None of these platform includes combining marks in the standard keyboard layouts for most languages, and many fail to even include proper punctuation (as in emdashes on Windows). Even touch keyboards with flyouts à la iOS include absurd subsets of accented letters: č or ž exists in iOS English keyboards but ý doesn't.
And the funny thing is: keyboard layouts are easy to create, they're TINY and OSes can easily ship multiple layouts per language.
I think the type community would benefit from teaming up with linguists to create a set of »Typo« layouts for major languages, esp. the LCG ones (bacause those are the ones that stay behind the most).
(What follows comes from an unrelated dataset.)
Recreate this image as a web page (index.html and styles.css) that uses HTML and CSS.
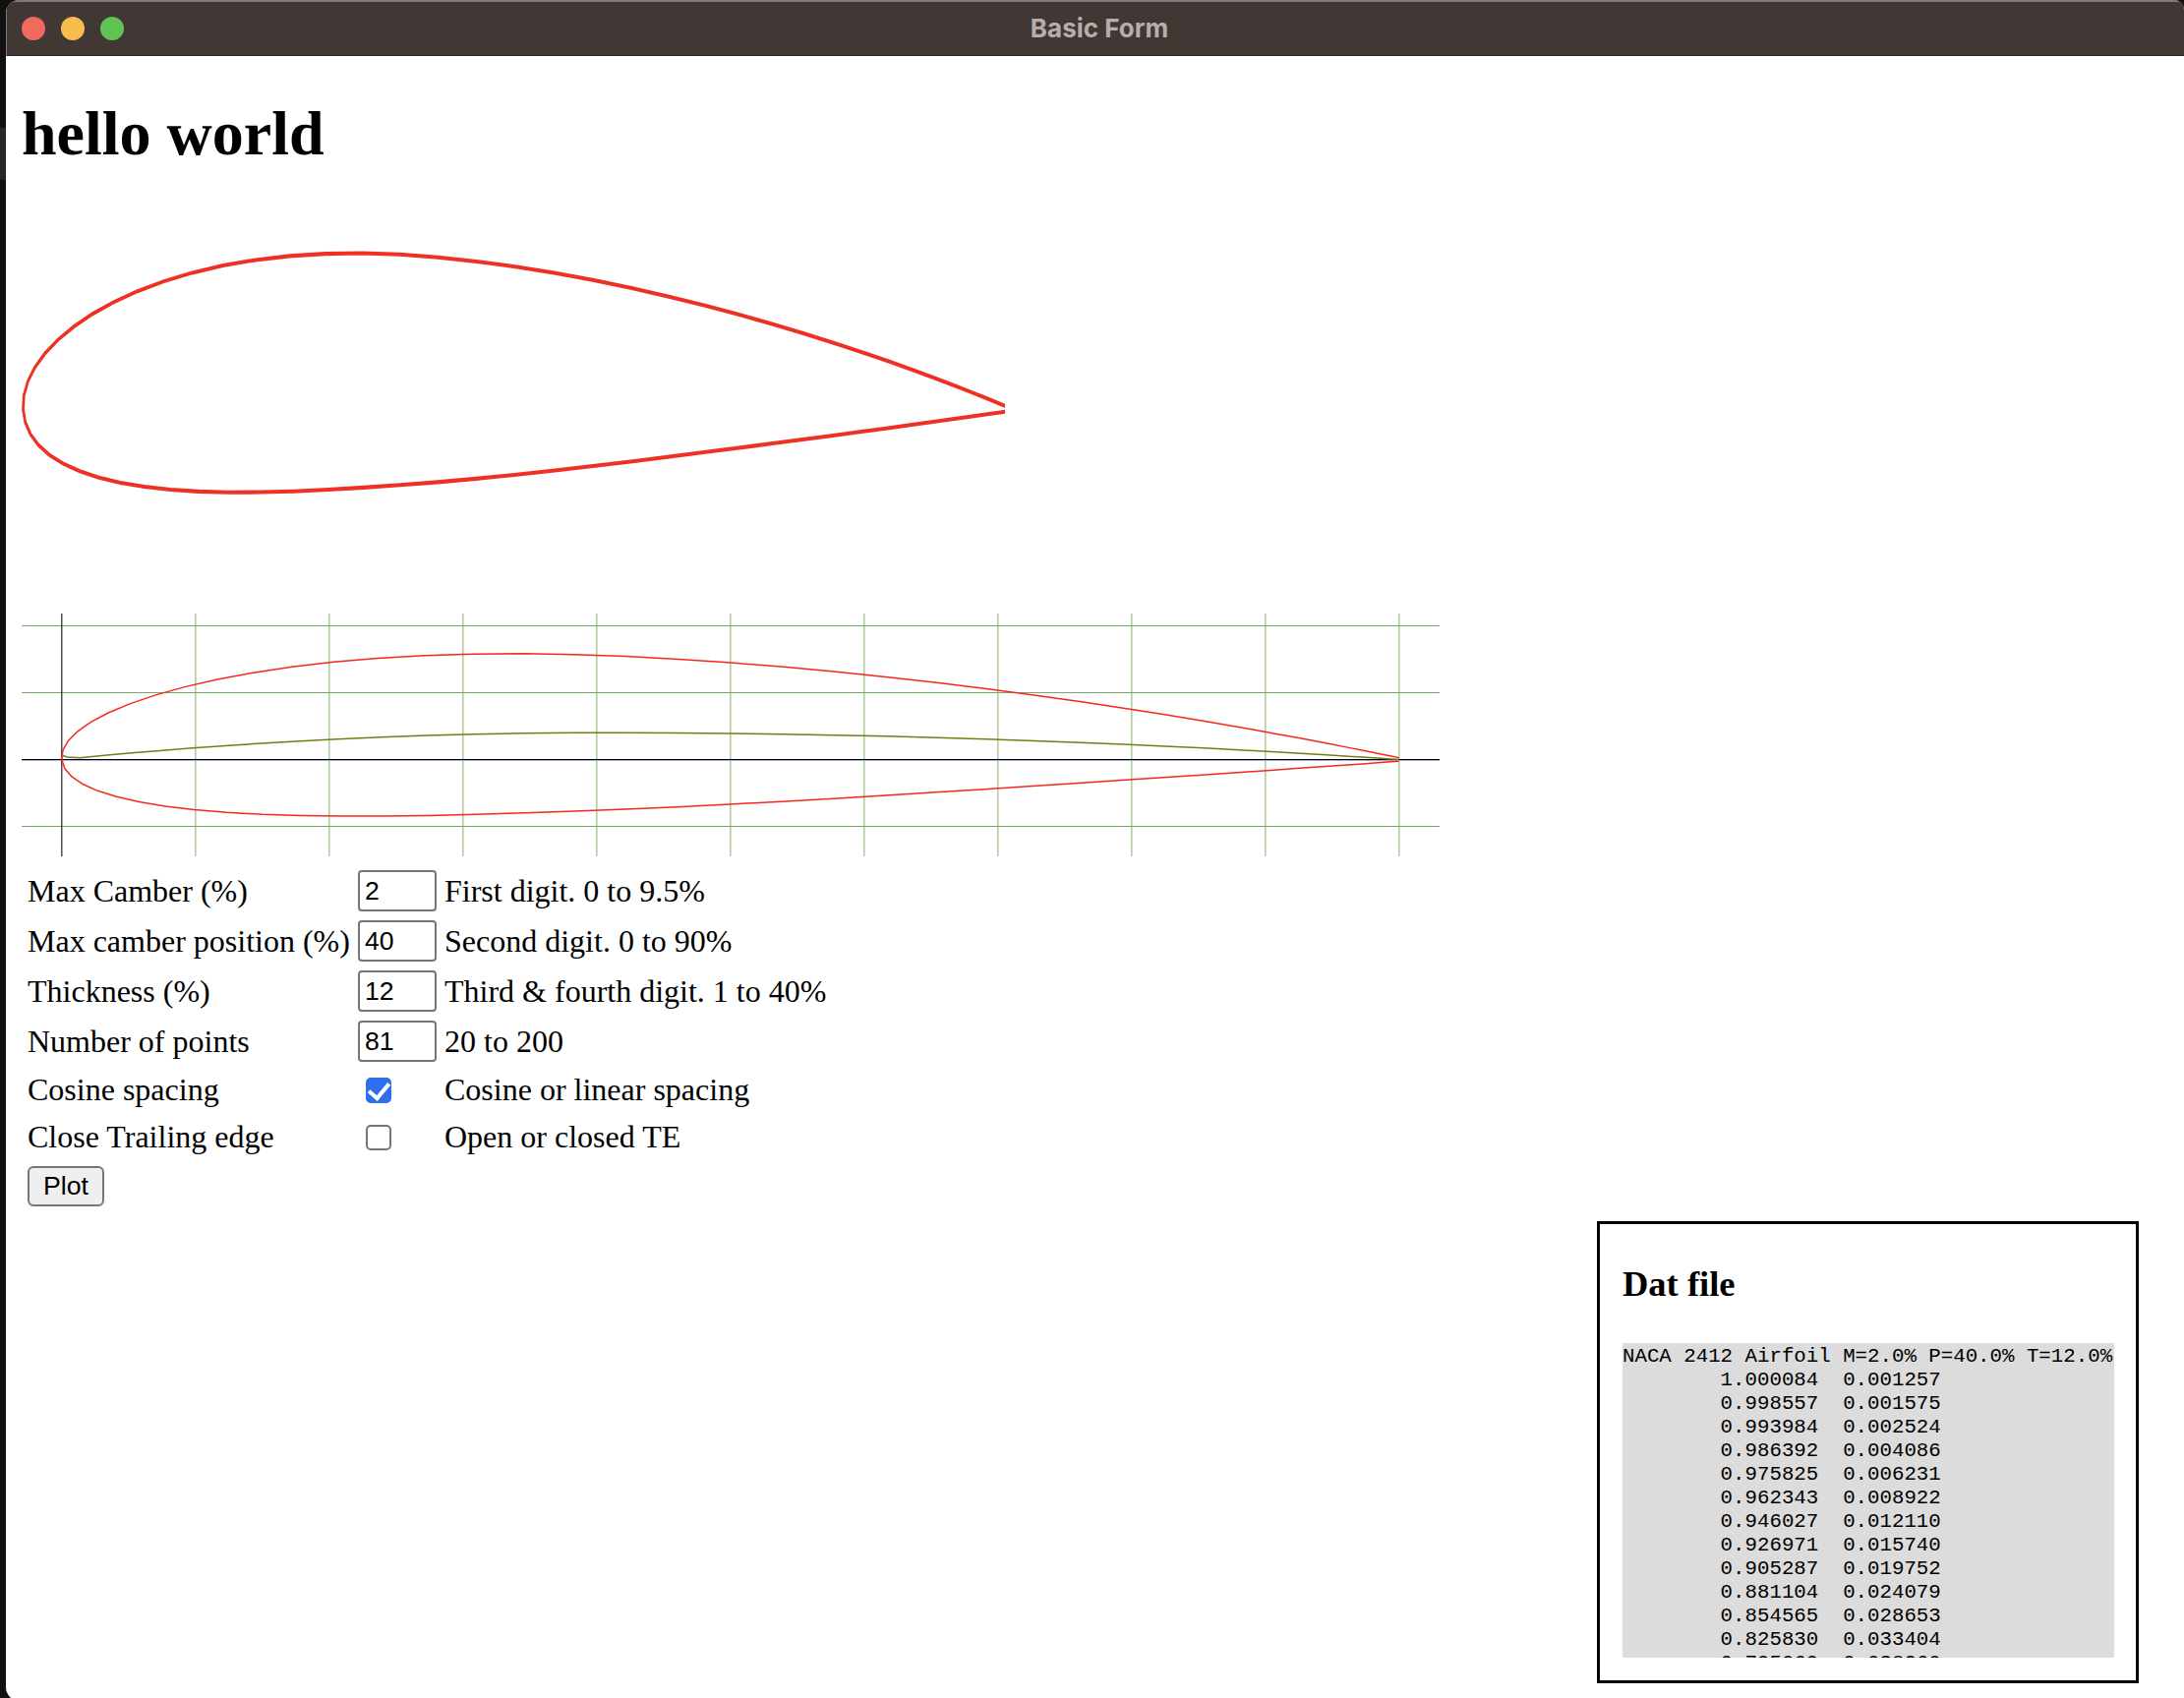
FILE: index.html
```html
<!doctype html>
<html>
<head>
    <meta charset="UTF-8">
    <title>Basic Form</title>
    <link rel="stylesheet" href="styles.css">
</head>
<body>
<div class="window">
    <div class="titlebar">
        <div class="lights">
            <span class="light red"></span>
            <span class="light yellow"></span>
            <span class="light green"></span>
        </div>
        <div class="title">Basic Form</div>
    </div>
    <div class="content">
        <h1>hello world</h1>
        <svg id="shape" class="shape" width="1000" height="300"></svg>
        <svg id="plot" class="plot" width="1442" height="247"></svg>
        <form class="params">
            <label>Max Camber (%)</label>
            <input type="text" value="2">
            <span>First digit. 0 to 9.5%</span>
            <label>Max camber position (%)</label>
            <input type="text" value="40">
            <span>Second digit. 0 to 90%</span>
            <label>Thickness (%)</label>
            <input type="text" value="12">
            <span>Third &amp; fourth digit. 1 to 40%</span>
            <label>Number of points</label>
            <input type="text" value="81">
            <span>20 to 200</span>
            <label class="check-row">Cosine spacing</label>
            <input type="checkbox" checked>
            <span class="check-row">Cosine or linear spacing</span>
            <label class="check-row">Close Trailing edge</label>
            <input type="checkbox">
            <span class="check-row">Open or closed TE</span>
            <button type="button">Plot</button>
        </form>
        <div class="dat">
            <h3>Dat file</h3>
            <pre id="datfile"></pre>
        </div>
    </div>
</div>
<script src="script.js"></script>
</body>
</html>
```

FILE: styles.css
```css
* {
    box-sizing: border-box;
}

html, body {
    height: 100%;
}

body {
    margin: 0;
    background: linear-gradient(#111 130px, #26272b 130px, #26272b 183px, #111 183px);
    overflow: hidden;
    font-family: "Liberation Serif", serif;
}

.window {
    height: calc(100% + 3px);
    margin-left: 6px;
    background: #fff;
    border-radius: 14px 10px 0 14px;
    overflow: hidden;
}

.titlebar {
    height: 57px;
    display: flex;
    align-items: center;
    position: relative;
    background: #413836;
    border-top: 2px solid #7f7a77;
    border-left: 1px solid #7f7a77;
    border-bottom: 1px solid #2a2727;
}

.lights {
    display: flex;
    gap: 16px;
    padding-left: 15px;
}

.light {
    width: 24px;
    height: 24px;
    border-radius: 50%;
}

.red { background: #f16a5f; }
.yellow { background: #f5be4f; }
.green { background: #5fc454; }

.title {
    position: absolute;
    left: 0;
    right: 0;
    padding: 0 0 2px 8px;
    text-align: center;
    font: bold 26px Inter, "Liberation Sans", sans-serif;
    color: #b5afac;
}

.content {
    display: flex;
    flex-direction: column;
    padding-left: 16px;
}

h1 {
    margin: 0;
    padding-top: 42px;
    font-size: 64px;
    line-height: 74px;
    font-weight: bold;
}

.shape {
    display: block;
    margin-top: 51px;
}

.plot {
    display: block;
    margin-top: 100px;
}

.params {
    display: grid;
    grid-template-columns: 336px 88px auto;
    justify-content: start;
    align-items: center;
    row-gap: 9px;
    margin: 14px 0 0 6px;
    font-size: 32px;
}

.params input[type=text] {
    width: 80px;
    height: 42px;
    padding: 0 5px;
    border: 2px solid #767676;
    border-radius: 4px;
    font: 26.67px "Liberation Sans", sans-serif;
    color: #000;
}

.params input[type=checkbox] {
    appearance: none;
    position: relative;
    width: 26px;
    height: 26px;
    margin: 0 0 0 8px;
    background: #fff;
    border: 2.5px solid #767676;
    border-radius: 5px;
}

.params input[type=checkbox]:checked {
    background: #2f6fed;
    border-color: #2f6fed;
}

.params input[type=checkbox]:checked::after {
    content: "";
    position: absolute;
    left: 5px;
    top: -1px;
    width: 9px;
    height: 17px;
    border: solid #fff;
    border-width: 0 4px 4px 0;
    transform: rotate(40deg);
}

.check-row {
    line-height: 39px;
}

.params button {
    grid-column: 1;
    justify-self: start;
    width: 78px;
    height: 41px;
    margin-top: 1px;
    padding: 0;
    background: #efefef;
    border: 2px solid #767676;
    border-radius: 6px;
    font: 26.67px "Liberation Sans", sans-serif;
    color: #000;
}

.dat {
    align-self: flex-end;
    width: 551px;
    height: 470px;
    margin: 15px 46px 0 0;
    padding: 0 22px 0 23px;
    border: 3px solid #000;
}

.dat h3 {
    margin: 0;
    padding-top: 40px;
    font-size: 36.5px;
    line-height: 42px;
}

.dat pre {
    height: 320px;
    margin: 39px 0 0;
    padding-top: 2px;
    overflow: hidden;
    background: #dcdcdc;
    font: 20.75px/24px "Liberation Mono", monospace;
    color: #000;
}
```

FILE: script.js
```js
// NACA 4 digit section, same numbers as the form
var M = 0.02, P = 0.4, T = 0.12, N = 81;
var upper = [], lower = [], camber = [];

function thickness(x) {
    return T / 0.2 * (0.2969 * Math.sqrt(x) - 0.126 * x - 0.3516 * x * x + 0.2843 * x * x * x - 0.1015 * x * x * x * x);
}

(function () {
    var half = (N - 1) / 2;
    for (var i = half; i >= 0; i--) {
        var x = 0.5 * (1 - Math.cos(Math.PI * i / half));
        var yc, dy;
        if (x < P) {
            yc = M / (P * P) * (2 * P * x - x * x);
            dy = 2 * M / (P * P) * (P - x);
        } else {
            yc = M / ((1 - P) * (1 - P)) * (1 - 2 * P + 2 * P * x - x * x);
            dy = 2 * M / ((1 - P) * (1 - P)) * (P - x);
        }
        var th = Math.atan(dy);
        var yt = thickness(x);
        upper.unshift([x - yt * Math.sin(th), yc + yt * Math.cos(th)]);
        lower.unshift([x + yt * Math.sin(th), yc - yt * Math.cos(th)]);
        camber.unshift([x, yc]);
    }
})();

var SVGNS = "http://www.w3.org/2000/svg";

function add(svg, tag, attrs) {
    var el = document.createElementNS(SVGNS, tag);
    for (var k in attrs) {
        el.setAttribute(k, attrs[k]);
    }
    svg.appendChild(el);
    return el;
}

function line(pts, ox, oy, sx, sy) {
    return pts.map(function (p) {
        return (ox + p[0] * sx).toFixed(2) + "," + (oy - p[1] * sy).toFixed(2);
    }).join(" ");
}

// top drawing: outline stretched, cut at the right side of the svg
var shape = document.getElementById("shape");
var outline = upper.slice().reverse().concat(lower.slice(1));
var g = add(shape, "g", { transform: "scale(1,1.5)" });
add(g, "polyline", {
    points: line(outline, 1.5, 192 / 1.5, 1000, 2000 / 1.5),
    fill: "none",
    stroke: "#ee3124",
    "stroke-width": 2.7
});

// grid plot
var plot = document.getElementById("plot");
var X0 = 40.8, Y0 = 148.5, SC = 1360;
for (var j = 1; j <= 10; j++) {
    add(plot, "line", { x1: X0 + j * 136, x2: X0 + j * 136, y1: 0, y2: 247, stroke: "#b3cfa9", "stroke-width": 1.7 });
}
[-136, -68, 68].forEach(function (d) {
    add(plot, "line", { x1: 0, x2: 1442, y1: Y0 + d, y2: Y0 + d, stroke: "#74a968", "stroke-width": 1 });
});
add(plot, "line", { x1: 0, x2: 1442, y1: Y0 + 1, y2: Y0 + 1, stroke: "#a9a9d8", "stroke-width": 1 });
add(plot, "line", { x1: 0, x2: 1442, y1: Y0, y2: Y0, stroke: "#000", "stroke-width": 1 });
add(plot, "line", { x1: X0, x2: X0, y1: 0, y2: 247, stroke: "#222", "stroke-width": 1.2 });
add(plot, "polyline", { points: line(upper, X0, Y0, SC, SC), fill: "none", stroke: "#f5281e", "stroke-width": 1.5 });
add(plot, "polyline", { points: line(lower, X0, Y0, SC, SC), fill: "none", stroke: "#f5281e", "stroke-width": 1.5 });
// the mean line starts with a small hook at the nose
var mean = [[0.0004, 0.0031], [0.004, 0.0018]].concat(camber.filter(function (p) {
    return p[0] > 0.01;
}));
add(plot, "polyline", { points: line(mean, X0, Y0, SC, SC), fill: "none", stroke: "#7a7a18", "stroke-width": 1.5 });

// dat file text, only the lines that fit the box
function num(v) {
    var s = v.toFixed(6);
    while (s.length < 9) {
        s = " " + s;
    }
    return s;
}
var text = "NACA 2412 Airfoil M=2.0% P=40.0% T=12.0%\n";
outline.slice(0, 13).forEach(function (p) {
    text += "       " + num(p[0]) + " " + num(p[1]) + "\n";
});
document.getElementById("datfile").textContent = text;
```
Make a common repository, submit them to CLDR/Unicode, produce the layouts in various formats, and submit them for inclusion in various OSes.
There are even 3rd-party keyboard vendors for mobile apps (I use Google’s Gboard on iOS). Those vendors compete, and they have a business case (data collection, machine learning for better text input prediction). I wouldn't be surprised is one of these vendors would agree to sponsor such a project.